Stephen King didn't even want to write this book, and it shows. His son, who is the one who came up with the idea, didn't even want to write the book. And that shows, too. It's almost as if, if neither of them wanted to be the one to write it, then maybe neither of them should have written it.

We would have been better off if they had just left it alone and never written the book in the first place.

I've heard several negative things about this book, and because it is how the nature of my reading is, those negative comments weren't "concrete" enough to convince me not to read it. I wish now that they had been concrete enough to convince me. If I could go back in time and stop myself from ever being drawn in by the gorgeous cover, I would.

 But, alas, I cannot do that. What I can do, though, is express my deepest regrets in this seething review.

Stephen King has never been very good at writing his characters. They all have the same recycled personality traits, the same recycled "traumatic" backstories, the same opinions and mindsets and thought processes. He wrote one character and decided that was going to be every single character in every single book he ever writes. It's boring and redundant and I would like something new, please.
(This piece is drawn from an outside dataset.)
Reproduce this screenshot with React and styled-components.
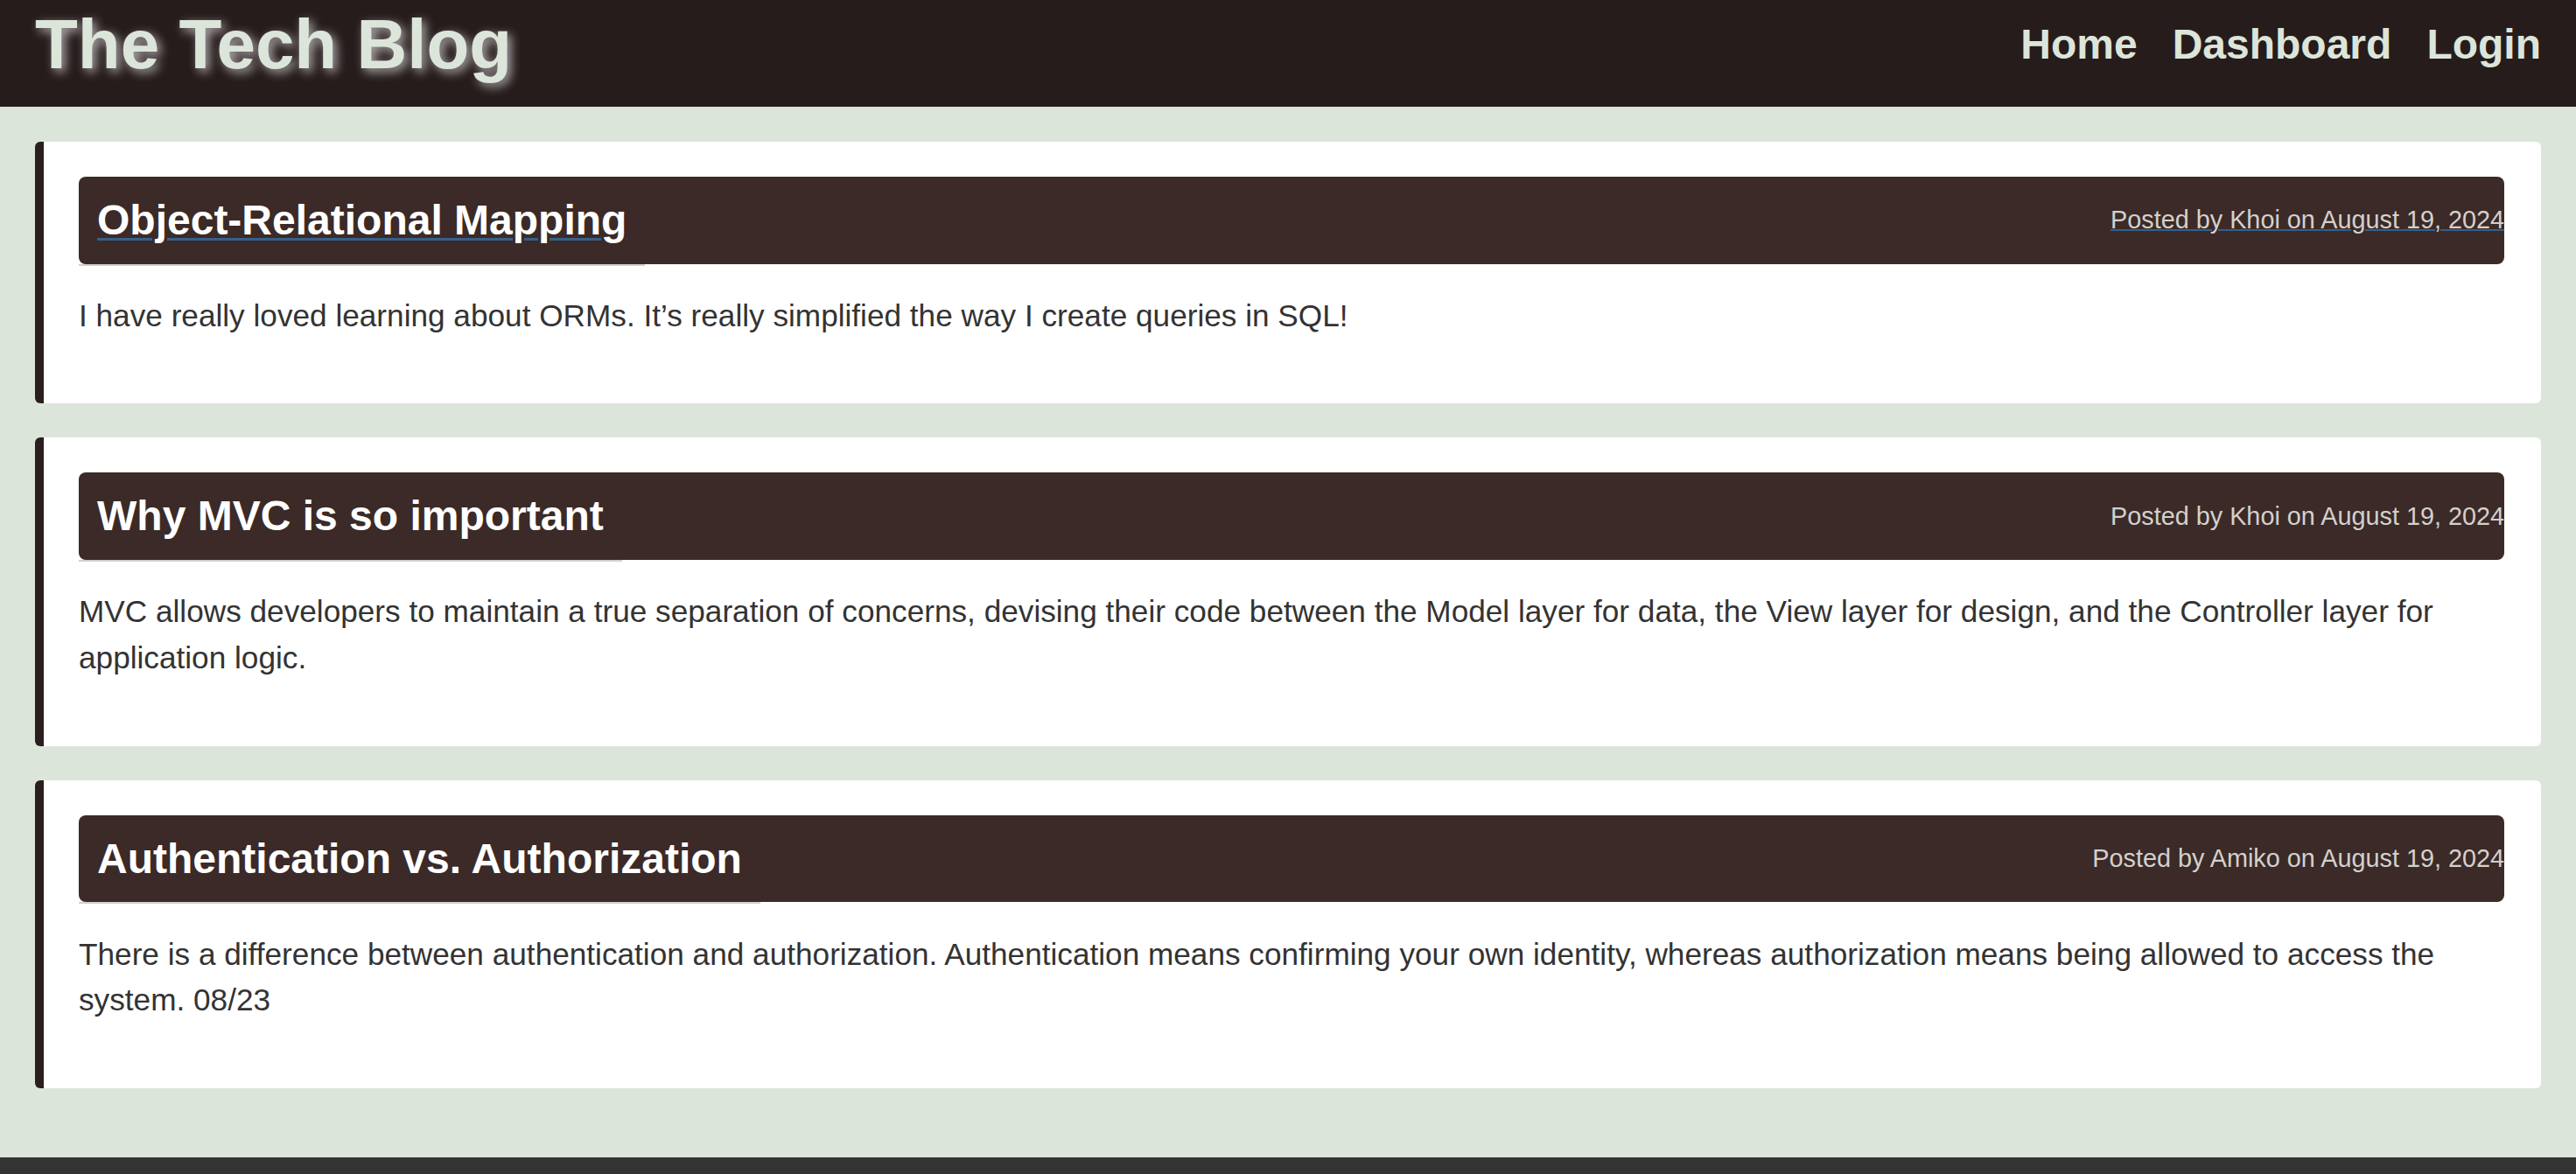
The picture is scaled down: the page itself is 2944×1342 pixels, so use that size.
import React from "react";
import styled, { createGlobalStyle } from "styled-components";

const GlobalStyle = createGlobalStyle`
  html, body {
    margin: 0;
    padding: 0;
    background-color: #dce5da;
    font-family: "Liberation Sans", Arial, sans-serif;
  }
`;

const Page = styled.div`
  min-height: 100vh;
  display: flex;
  flex-direction: column;
`;

const Header = styled.header`
  height: 122px;
  box-sizing: border-box;
  padding: 0 40px 21px 40px;
  display: flex;
  align-items: center;
  justify-content: space-between;
  background-color: #271c1c;
`;

const SiteTitle = styled.h1`
  margin: 0;
  font-size: 80px;
  line-height: 1;
  font-weight: 700;
  color: #dce5da;
  text-shadow: 4px 4px 12px rgba(255, 255, 255, 0.65);
`;

const Nav = styled.nav`
  display: flex;
  gap: 40px;
`;

const NavLink = styled.a`
  font-size: 48px;
  line-height: 1;
  font-weight: 700;
  color: #dce5da;
  text-decoration: none;
`;

const Main = styled.main`
  flex: 1;
  padding: 40px;
`;

const Card = styled.article`
  background-color: #fff;
  border-left: 10px solid #2a1e1e;
  border-radius: 6px;
  padding: 40px 42px 40px 40px;
  margin-bottom: 39px;
`;

const PostHeader = styled.div`
  display: flex;
  align-items: center;
  justify-content: space-between;
  background-color: #3b2a27;
  border-radius: 8px;
`;

const PostTitle = styled.h2`
  margin: 0;
  padding: 21px;
  font-size: 48px;
  line-height: 1.2;
  font-weight: 700;
  color: #fff;
  box-shadow: 0 2px 0 #cfcfcf;
  text-decoration: ${(p) => (p.$active ? "underline" : "none")};
  text-decoration-color: #35608a;
  text-decoration-thickness: 3px;
  text-underline-offset: 4px;
`;

const Meta = styled.span`
  font-size: 28.8px;
  color: #d3d0cd;
  text-decoration: ${(p) => (p.$active ? "underline" : "none")};
  text-decoration-color: #35608a;
  text-decoration-thickness: 2px;
`;

const Body = styled.p`
  margin: 33.5px 0;
  font-size: 35.2px;
  line-height: 1.5;
  color: #333;
`;

const Footer = styled.footer`
  height: 60px;
  background-color: #333;
`;

const posts = [
  {
    title: "Object-Relational Mapping",
    author: "Khoi",
    date: "August 19, 2024",
    body: "I have really loved learning about ORMs. It\u2019s really simplified the way I create queries in SQL!",
    active: true,
  },
  {
    title: "Why MVC is so important",
    author: "Khoi",
    date: "August 19, 2024",
    body: "MVC allows developers to maintain a true separation of concerns, devising their code between the Model layer for data, the View layer for design, and the Controller layer for application logic.",
  },
  {
    title: "Authentication vs. Authorization",
    author: "Amiko",
    date: "August 19, 2024",
    body: "There is a difference between authentication and authorization. Authentication means confirming your own identity, whereas authorization means being allowed to access the system. 08/23",
  },
];

const App = () => {
  return (
    <>
      <GlobalStyle />
      <Page>
        <Header>
          <SiteTitle>The Tech Blog</SiteTitle>
          <Nav>
            <NavLink href="#">Home</NavLink>
            <NavLink href="#">Dashboard</NavLink>
            <NavLink href="#">Login</NavLink>
          </Nav>
        </Header>
        <Main>
          {posts.map((post) => (
            <Card key={post.title}>
              <PostHeader>
                <PostTitle $active={post.active}>{post.title}</PostTitle>
                <Meta $active={post.active}>
                  Posted by {post.author} on {post.date}
                </Meta>
              </PostHeader>
              <Body>{post.body}</Body>
            </Card>
          ))}
        </Main>
        <Footer />
      </Page>
    </>
  );
};

export default App;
Another thing King likes to recycle is the "traumatic backstory" every single one of his characters seem to have. Whatever this man's obsession is with sexual assault and with sexualizing minors, he needs to stop. There's more ways to "ruin someone's life," and more ways to "make someone turn bad," than sexually assaulting them. I don't think King got the memo, though. I'm so tired of reading about minors being sexualized BY THE NARRATOR, and I'm so tired of reading about how every single character was sexually assaulted and that's why they do drugs, or that's why they're an alcoholic.

What really bothered me about this book, though, was the "message" King was trying to get across. I understand what he was trying to do, but being known for the kind of books he writes, he isn't the one to be writing books that deal with heavy issues like that.
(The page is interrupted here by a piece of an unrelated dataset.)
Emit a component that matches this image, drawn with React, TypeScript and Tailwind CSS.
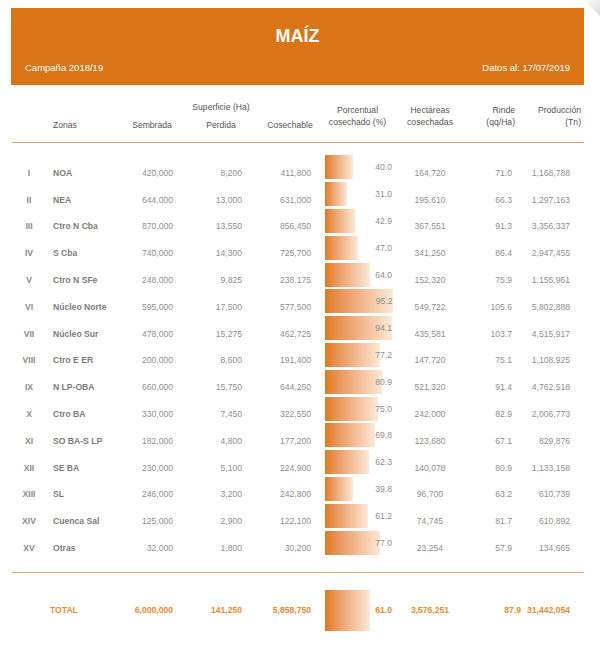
const filas = [
  ["I", "NOA", "420,000", "8,200", "411,800", 40.0, "164,720", "71.0", "1,168,788"],
  ["II", "NEA", "644,000", "13,000", "631,000", 31.0, "195,610", "66.3", "1,297,163"],
  ["III", "Ctro N Cba", "870,000", "13,550", "856,450", 42.9, "367,551", "91.3", "3,356,337"],
  ["IV", "S Cba", "740,000", "14,300", "725,700", 47.0, "341,250", "86.4", "2,947,455"],
  ["V", "Ctro N SFe", "248,000", "9,825", "238,175", 64.0, "152,320", "75.9", "1,155,961"],
  ["VI", "Núcleo Norte", "595,000", "17,500", "577,500", 95.2, "549,722", "105.6", "5,802,888"],
  ["VII", "Núcleo Sur", "478,000", "15,275", "462,725", 94.1, "435,581", "103.7", "4,515,917"],
  ["VIII", "Ctro E ER", "200,000", "8,600", "191,400", 77.2, "147,720", "75.1", "1,108,925"],
  ["IX", "N LP-OBA", "660,000", "15,750", "644,250", 80.9, "521,320", "91.4", "4,762,518"],
  ["X", "Ctro BA", "330,000", "7,450", "322,550", 75.0, "242,000", "82.9", "2,006,773"],
  ["XI", "SO BA-S LP", "182,000", "4,800", "177,200", 69.8, "123,680", "67.1", "829,876"],
  ["XII", "SE BA", "230,000", "5,100", "224,900", 62.3, "140,078", "80.9", "1,133,158"],
  ["XIII", "SL", "246,000", "3,200", "242,800", 39.8, "96,700", "63.2", "610,739"],
  ["XIV", "Cuenca Sal", "125,000", "2,900", "122,100", 61.2, "74,745", "81.7", "610,892"],
  ["XV", "Otras", "32,000", "1,800", "30,200", 77.0, "23,254", "57.9", "134,665"],
] as const;

const columnas = "grid grid-cols-[34px_72px_55px_69px_69px_84px_70px_47px_58px]";

function Barra({ pct, alto }: { pct: number; alto: string }) {
  return (
    <div
      className={`${alto} bg-linear-to-r from-[#e07a1c] to-[#fbe9d8]`}
      style={{ width: `${pct * 0.71}px` }}
    />
  );
}

export default function App() {
  return (
    <div className="relative h-[646px] w-[600px] bg-white pt-[8px] font-['Liberation_Sans',Arial,sans-serif] overflow-hidden">
      <div className="ml-[11px] h-[77px] w-[573px] bg-[#db7416] pt-[18px] text-white">
        <h1 className="text-center text-[18px] font-bold leading-[20px]">MAÍZ</h1>
        <div className="mt-[16px] flex justify-between px-[14px] text-[9.5px] leading-[12px]">
          <span>Campaña 2018/19</span>
          <span>Datos al: 17/07/2019</span>
        </div>
      </div>

      <div className="ml-[12px] w-[572px]">
        {/* encabezado */}
        <div className="mt-[15px] grid grid-cols-[34px_72px_68px_70px_68px_67px_78px_46px_66px] items-start text-[8.6px] leading-[12px] text-[#555]">
          <div />
          <div className="pl-[7px] pt-[19px]">Zonas</div>
          <div className="pt-[19px] text-center">Sembrada</div>
          <div className="pt-[1px] text-center">
            <div className="whitespace-nowrap">Superficie (Ha)</div>
            <div className="mt-[6px]">Perdida</div>
          </div>
          <div className="pt-[19px] text-center">Cosechable</div>
          <div className="pt-[4px] text-center whitespace-nowrap">
            <div>Porcentual</div>
            <div>cosechado (%)</div>
          </div>
          <div className="pt-[4px] text-center">
            <div>Hectáreas</div>
            <div>cosechadas</div>
          </div>
          <div className="pt-[4px] text-right">
            <div>Rinde</div>
            <div>(qq/Ha)</div>
          </div>
          <div className="pt-[4px] text-right">
            <div>Producción</div>
            <div>(Tn)</div>
          </div>
        </div>

        <div className="mt-[11px] h-px bg-[#e7a267]" />

        {/* filas */}
        <div className="mt-[11px] text-[8.6px] leading-[10px] text-[#8f8f8f]">
          {filas.map((f) => (
            <div key={f[0]} className={`${columnas} h-[26.8px] items-center`}>
              <div className="pt-[11px] text-center font-bold text-[#8a8a8a]">{f[0]}</div>
              <div className="pl-[7px] pt-[11px] font-bold text-[#7c7c7c] whitespace-nowrap">{f[1]}</div>
              <div className="pt-[11px] text-right">{f[2]}</div>
              <div className="pt-[11px] text-right">{f[3]}</div>
              <div className="pt-[11px] text-right">{f[4]}</div>
              <div className="grid items-center pl-[14px] pr-[3px]">
                <div className="col-start-1 row-start-1 justify-self-start">
                  <Barra pct={f[5]} alto="h-[24px]" />
                </div>
                <span className="col-start-1 row-start-1 justify-self-end">{f[5].toFixed(1)}</span>
              </div>
              <div className="pt-[11px] text-center">{f[6]}</div>
              <div className="pt-[11px] text-right">{f[7]}</div>
              <div className="pt-[11px] text-right">{f[8]}</div>
            </div>
          ))}
        </div>

        <div className="mt-[16px] h-px bg-[#e7a267]" />

        {/* total */}
        <div className={`${columnas} mt-[17px] h-[41px] items-center text-[8.6px] font-bold leading-[10px] text-[#e38a35]`}>
          <div />
          <div className="pl-[4px]">TOTAL</div>
          <div className="text-right">6,000,000</div>
          <div className="text-right">141,250</div>
          <div className="text-right">5,858,750</div>
          <div className="flex items-center justify-between pl-[14px] pr-[3px]">
            <Barra pct={63} alto="h-[41px]" />
            <span>61.0</span>
          </div>
          <div className="text-center">3,576,251</div>
          <div className="-mr-[9px] text-right">87.9</div>
          <div className="text-right">31,442,054</div>
        </div>
      </div>

      {/* esquina doblada */}
      <svg className="absolute right-0 top-0" width="18" height="18" viewBox="0 0 18 18">
        <defs>
          <linearGradient id="curl" x1="0" y1="0" x2="1" y2="1">
            <stop offset="0" stopColor="#ffffff" />
            <stop offset="1" stopColor="#d9d9d9" />
          </linearGradient>
        </defs>
        <polygon points="2,0 18,0 18,16" fill="url(#curl)" />
      </svg>
    </div>
  );
}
Especially since he doesn't know how to do it.

What I got from this book, basically, is that every woman is the product of the way a man has treated her. That women are "the way that they are" because of men. That women only know what they know and do what they do and think what they think because of men. And when you're trying to write a book that brings things like that to attention, you need to not write as if women aren't their own people outside of their relationships with the men in their life.

Writing a book about the "female plights and struggle and empowerment" DOES NOT MEAN you have to vilify all men in the process? I think the most annoying part of this book was the belief that ONLY men were pedophiles. ONLY men were rapists. ONLY men were murderers (despite a murder happening in the Other Place not too long after the women got there but they conveniently forgot about that, didn't they). ONLY men drank and were violent and beat their wives and children. The world sucked because men lived in it? Please. 

When I wasn't disgustingly angry at how this book was written, I was bored. This is the most boring King book I have ever read. If he had focused more on the action and the horror/thriller aspect of the story instead of the social stance aspect, it would have been so much better.